At the April 10, 2017, progress hearing, Lindauer admitted that he had been unable to reach a plea agreement with the State and requested the trial court set the cause for trial on May 8, 2017. The State objected to the proposed trial date because it did not allow for sufficient time to subpoena the witnesses but offered to be ready for trial on May 23 or 30, 2017. The trial court was not available on May 23, 2017, and Lindauer refused the date of May 30, 2017. After the trial court reaffirmed May 8 would not work, Lindauer asked if he ever formally waived his Criminal Rule 4 rights and argued that, if he had not formally waived his right, any trial date would be outside the Rule 4 time period. Lindauer agreed to provide the trial court with authority regarding his Rule 4 rights. The court set a “jury trial June 20, 2017.”
On April 13, 2017, Lindauer filed a motion to dismiss pursuant to Indiana Criminal Rule 4(C). … On August 23, 2017, the trial court summarily granted Lindauer’s motion and dismissed the cause.
The State contends that the trial court erred by dismissing the cause pursuant to Indiana Criminal Rule 4(C). …
The State has an affirmative duty to bring a defendant to trial within one year. Leek, 878 N.E.2d at 277. A defendant has no obligation to remind the court of the State’s duty, nor is a defendant required to take affirmative action to ensure he is brought to trial within that period. Id.
Nevertheless, if a defendant takes action that delays the proceeding, “that time is chargeable to the defendant and extends the one-year time limit, regardless of whether a trial date has been set at the time or not.” Cook v. State, 810 N.E.2d 1064, 1066-67 (Ind. 2004). …
….
Using the date the charges were filed against Lindauer, the Criminal Rule 4(C) time period began to run on April 6, 2016. Barring any delay extending the time, the State was required to bring Lindauer to trial by April 5, 2017. …
The CCS in this case clearly states that hearings set in June 2016, August 2016, October 2016, November 2016, January 2017, February 2017, and March 2017 were rescheduled on Lindauer’s motion. … Thus, every extension of time that occurred between June 23, 2016, and April 10, 2017, occurred because of a request made by Lindauer.
… As those seven continuances, which cumulatively accounted for 288 calendar days, were all ordered because of a motion by Lindauer, all 288 days are attributable to Lindauer and do not count toward the Criminal Rule 4(C) deadline. See Cook, 810 N.E.2d at 1068 …
As our Indiana Supreme Court has explained, Criminal Rule 4(C) was created “to move cases along . . . , not to create a mechanism to avoid trial.” Brown, 725 N.E.2d at 825. A defendant cannot habitually move to reset the preliminary hearing at which the trial date was to be set and then assert a meritorious claim that his right to trial within a year was violated.
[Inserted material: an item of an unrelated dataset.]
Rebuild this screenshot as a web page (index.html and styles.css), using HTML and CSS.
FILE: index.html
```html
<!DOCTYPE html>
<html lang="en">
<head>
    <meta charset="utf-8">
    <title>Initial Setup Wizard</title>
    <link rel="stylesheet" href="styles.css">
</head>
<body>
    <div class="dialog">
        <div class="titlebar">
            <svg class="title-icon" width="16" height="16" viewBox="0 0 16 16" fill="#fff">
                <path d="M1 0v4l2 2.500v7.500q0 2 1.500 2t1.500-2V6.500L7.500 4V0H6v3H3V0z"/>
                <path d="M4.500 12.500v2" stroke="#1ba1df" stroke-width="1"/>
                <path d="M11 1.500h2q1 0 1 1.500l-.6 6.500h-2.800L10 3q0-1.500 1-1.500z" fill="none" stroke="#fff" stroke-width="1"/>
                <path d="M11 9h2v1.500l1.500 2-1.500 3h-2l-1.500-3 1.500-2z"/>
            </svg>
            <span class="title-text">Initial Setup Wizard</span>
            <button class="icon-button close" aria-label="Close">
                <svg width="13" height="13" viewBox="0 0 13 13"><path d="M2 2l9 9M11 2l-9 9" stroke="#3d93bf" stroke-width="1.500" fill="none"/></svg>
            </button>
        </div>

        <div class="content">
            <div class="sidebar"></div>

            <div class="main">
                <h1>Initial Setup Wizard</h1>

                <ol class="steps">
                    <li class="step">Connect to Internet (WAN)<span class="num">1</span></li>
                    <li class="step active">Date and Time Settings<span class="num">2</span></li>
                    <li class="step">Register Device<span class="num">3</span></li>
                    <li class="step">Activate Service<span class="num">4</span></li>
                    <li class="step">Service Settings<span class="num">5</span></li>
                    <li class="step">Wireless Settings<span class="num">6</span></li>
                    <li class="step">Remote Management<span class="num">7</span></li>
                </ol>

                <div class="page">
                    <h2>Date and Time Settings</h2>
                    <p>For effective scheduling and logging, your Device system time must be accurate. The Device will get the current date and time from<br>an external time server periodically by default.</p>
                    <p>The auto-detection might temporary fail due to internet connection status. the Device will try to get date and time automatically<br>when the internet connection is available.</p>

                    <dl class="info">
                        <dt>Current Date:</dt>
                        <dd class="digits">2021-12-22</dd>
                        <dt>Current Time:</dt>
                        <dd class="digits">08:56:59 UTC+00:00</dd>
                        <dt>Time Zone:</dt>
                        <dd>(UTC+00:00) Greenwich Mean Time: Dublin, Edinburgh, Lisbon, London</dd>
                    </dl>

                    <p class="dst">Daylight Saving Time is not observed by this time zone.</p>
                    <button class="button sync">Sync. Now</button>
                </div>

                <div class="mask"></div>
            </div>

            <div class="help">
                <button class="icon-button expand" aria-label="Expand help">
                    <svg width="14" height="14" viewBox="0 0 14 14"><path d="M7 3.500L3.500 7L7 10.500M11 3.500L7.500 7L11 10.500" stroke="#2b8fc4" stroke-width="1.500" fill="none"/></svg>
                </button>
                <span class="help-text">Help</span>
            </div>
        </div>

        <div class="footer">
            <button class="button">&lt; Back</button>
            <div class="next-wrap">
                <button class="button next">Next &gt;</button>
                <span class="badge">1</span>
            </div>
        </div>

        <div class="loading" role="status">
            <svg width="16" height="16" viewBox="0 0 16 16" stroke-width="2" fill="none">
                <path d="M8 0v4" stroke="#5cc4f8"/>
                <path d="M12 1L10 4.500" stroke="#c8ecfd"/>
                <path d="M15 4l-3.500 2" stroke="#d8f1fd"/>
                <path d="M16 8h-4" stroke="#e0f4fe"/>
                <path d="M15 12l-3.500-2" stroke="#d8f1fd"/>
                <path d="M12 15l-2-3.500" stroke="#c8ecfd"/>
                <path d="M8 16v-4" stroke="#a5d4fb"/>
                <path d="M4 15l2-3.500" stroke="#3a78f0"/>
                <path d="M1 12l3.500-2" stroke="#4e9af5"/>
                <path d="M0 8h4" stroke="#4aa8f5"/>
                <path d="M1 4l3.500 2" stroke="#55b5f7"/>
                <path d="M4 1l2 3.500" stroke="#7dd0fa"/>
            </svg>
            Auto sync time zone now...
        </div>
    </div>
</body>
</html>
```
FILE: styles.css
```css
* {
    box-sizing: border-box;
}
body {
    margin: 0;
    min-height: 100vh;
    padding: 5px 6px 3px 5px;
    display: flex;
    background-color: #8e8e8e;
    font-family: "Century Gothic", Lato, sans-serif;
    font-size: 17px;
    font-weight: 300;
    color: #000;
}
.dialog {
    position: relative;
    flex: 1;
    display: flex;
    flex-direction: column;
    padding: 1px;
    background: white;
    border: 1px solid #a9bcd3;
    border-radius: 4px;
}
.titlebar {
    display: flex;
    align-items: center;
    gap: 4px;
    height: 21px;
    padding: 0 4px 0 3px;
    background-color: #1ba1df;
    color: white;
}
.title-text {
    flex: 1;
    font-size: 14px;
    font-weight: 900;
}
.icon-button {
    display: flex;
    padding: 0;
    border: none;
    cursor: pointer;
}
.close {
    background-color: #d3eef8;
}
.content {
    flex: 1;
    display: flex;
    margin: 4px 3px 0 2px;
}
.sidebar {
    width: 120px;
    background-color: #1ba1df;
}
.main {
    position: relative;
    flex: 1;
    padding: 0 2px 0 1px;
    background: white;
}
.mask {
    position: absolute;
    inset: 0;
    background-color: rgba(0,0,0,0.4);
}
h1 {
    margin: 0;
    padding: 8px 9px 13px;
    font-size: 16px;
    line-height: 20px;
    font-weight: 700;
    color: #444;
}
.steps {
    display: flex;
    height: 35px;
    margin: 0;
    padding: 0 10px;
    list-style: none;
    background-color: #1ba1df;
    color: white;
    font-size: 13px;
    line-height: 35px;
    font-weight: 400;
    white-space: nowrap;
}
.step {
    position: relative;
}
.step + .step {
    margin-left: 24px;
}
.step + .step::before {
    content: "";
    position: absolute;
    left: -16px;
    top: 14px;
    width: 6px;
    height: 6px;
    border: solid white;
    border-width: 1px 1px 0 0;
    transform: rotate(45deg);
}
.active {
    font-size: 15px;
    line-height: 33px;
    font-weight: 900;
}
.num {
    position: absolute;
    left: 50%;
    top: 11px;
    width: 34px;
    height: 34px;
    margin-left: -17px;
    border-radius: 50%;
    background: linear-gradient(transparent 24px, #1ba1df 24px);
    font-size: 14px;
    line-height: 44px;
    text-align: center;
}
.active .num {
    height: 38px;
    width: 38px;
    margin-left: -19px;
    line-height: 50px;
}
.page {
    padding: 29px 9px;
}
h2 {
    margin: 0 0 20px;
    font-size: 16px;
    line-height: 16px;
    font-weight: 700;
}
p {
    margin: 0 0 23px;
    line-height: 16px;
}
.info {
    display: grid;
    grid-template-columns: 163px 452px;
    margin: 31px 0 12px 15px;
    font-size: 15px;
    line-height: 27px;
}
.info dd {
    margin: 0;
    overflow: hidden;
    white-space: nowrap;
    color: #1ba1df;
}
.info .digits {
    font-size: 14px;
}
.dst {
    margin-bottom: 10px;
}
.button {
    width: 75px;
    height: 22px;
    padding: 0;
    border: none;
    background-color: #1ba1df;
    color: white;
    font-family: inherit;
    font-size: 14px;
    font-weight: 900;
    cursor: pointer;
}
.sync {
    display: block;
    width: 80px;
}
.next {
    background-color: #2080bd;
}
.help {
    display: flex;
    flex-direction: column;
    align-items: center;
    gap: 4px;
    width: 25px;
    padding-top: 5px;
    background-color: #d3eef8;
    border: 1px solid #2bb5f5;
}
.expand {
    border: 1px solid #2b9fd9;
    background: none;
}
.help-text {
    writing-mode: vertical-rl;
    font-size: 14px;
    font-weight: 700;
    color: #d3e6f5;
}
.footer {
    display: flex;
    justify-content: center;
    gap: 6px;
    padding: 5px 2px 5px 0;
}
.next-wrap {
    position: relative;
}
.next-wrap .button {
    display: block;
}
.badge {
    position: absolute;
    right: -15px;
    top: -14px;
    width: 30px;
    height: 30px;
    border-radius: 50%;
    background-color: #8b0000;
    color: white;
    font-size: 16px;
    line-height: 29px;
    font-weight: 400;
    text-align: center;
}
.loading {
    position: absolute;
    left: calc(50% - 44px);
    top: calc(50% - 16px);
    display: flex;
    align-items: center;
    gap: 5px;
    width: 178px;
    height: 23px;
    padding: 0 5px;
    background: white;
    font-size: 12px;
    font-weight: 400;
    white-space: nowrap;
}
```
Because the trial court committed clear error when it granted Lindauer’s motion to dismiss, we reverse and remand for further proceedings.
Reversed and remanded.
Mathias, J., concurs.
Riley, J., dissents with separate opinion.
During the April 10, 2017 progress hearing, Lindauer advised the trial court that the negotiations were not successful and requested a trial date. Until Lindauer made this request, no trial date had ever been scheduled, despite the State’s affirmative duty to bring Lindauer to trial before June 2, 2017. …
Here, Lindauer was aware of the Criminal Rule 4(C) timeframe. During the April 10, 2017 hearing, Lindauer advised the trial court about his Criminal Rule 4 right but the trial court nevertheless scheduled the trial date outside this period. …
While Lindauer might not have explicitly objected at his earliest opportunity—i.e., at the hearing—it was clear to all parties involved that he was invoking his right to being brought to trial within the Criminal Rule 4 term. Accordingly, as Lindauer timely objected and did not waive his Criminal Rule 4(C) rights, I would affirm the trial court’s decision to dismiss the case.